Digital Angiography-Derived Fractional Flow Assessment for Intracranial Stenosis (CASSISS-DPR)

Intracranial atherosclerotic stenosis (ICAS) is a major cause of ischemic stroke, representing ~15% of cases in Western populations and up to 46.6% in Asia. Even with intensive medical therapy, annual stroke recurrence remains high (7.2-20%), prompting exploration of additional treatment strategies. Early trials such as SAMMPRIS and VISSIT suggested worse outcomes with stenting compared with aggressive medical therapy, largely due to concerns over operator experience, patient selection, and timing. Subsequent analyses showed that patients with hemodynamic compromise-such as watershed infarction and poor collaterals-have recurrence rates up to 37%, underscoring the central role of impaired cerebral perfusion.

Although more recent studies (CASSISS, BASIS) demonstrated that endovascular therapy may be safe and effective in carefully selected patients, current ICAS assessment relies primarily on stenosis severity, which correlates only weakly with true hemodynamic impairment and is insufficient for accurate risk stratification. Because symptoms arise principally from reduced perfusion, physiologic evaluation is essential.

Fractional flow reserve (FFR) is the gold standard for assessing coronary lesion significance and guiding intervention through translesional pressure gradients. Attempts to translate this approach to ICAS using invasive pressure wires have shown feasibility but remain limited by anatomical differences, lack of dedicated devices, procedural risks, and unclear outcome thresholds.

Our prior work demonstrated that intracranial translesional pressure gradients correlate strongly with cerebral blood flow in both animal models and clinical settings, validating hemodynamic relevance. To overcome the limitations of invasive measurements, the present study seeks to develop and evaluate a noninvasive, angiography-derived pressure ratio (DPR) using routine digital subtraction angiography. This method allows physiologic assessment without pressure wires and may reduce procedural risk.
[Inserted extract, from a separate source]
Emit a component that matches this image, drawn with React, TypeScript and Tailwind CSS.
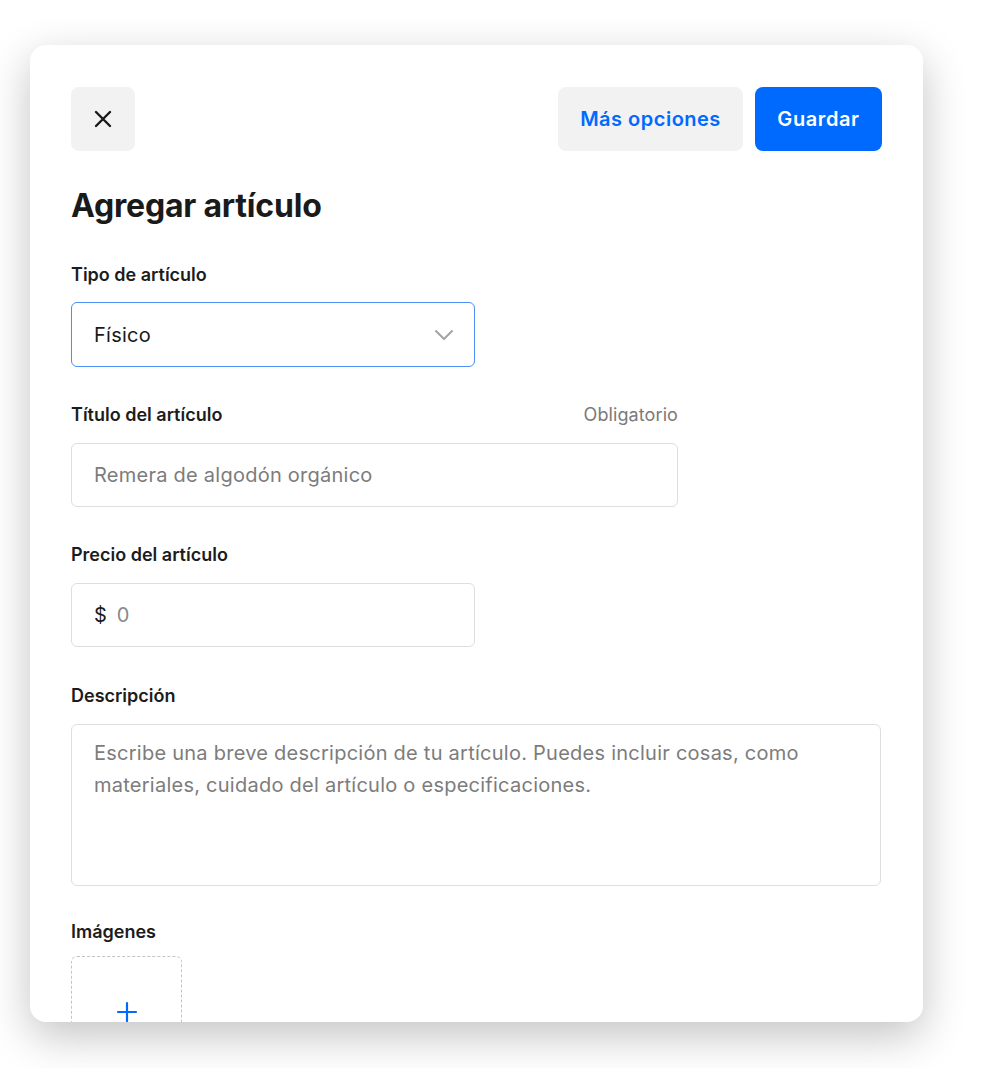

The objectives of this project are to establish a computational DPR technique, determine its association with clinical outcomes, identify a hemodynamic threshold for stroke-risk stratification, and validate its performance in a prospective multicenter cohort. By enabling early identification of high-risk ICAS patients who may respond poorly to medical therapy, DPR has the potential to improve treatment selection and outcomes, ultimately advancing strategies for stroke prevention.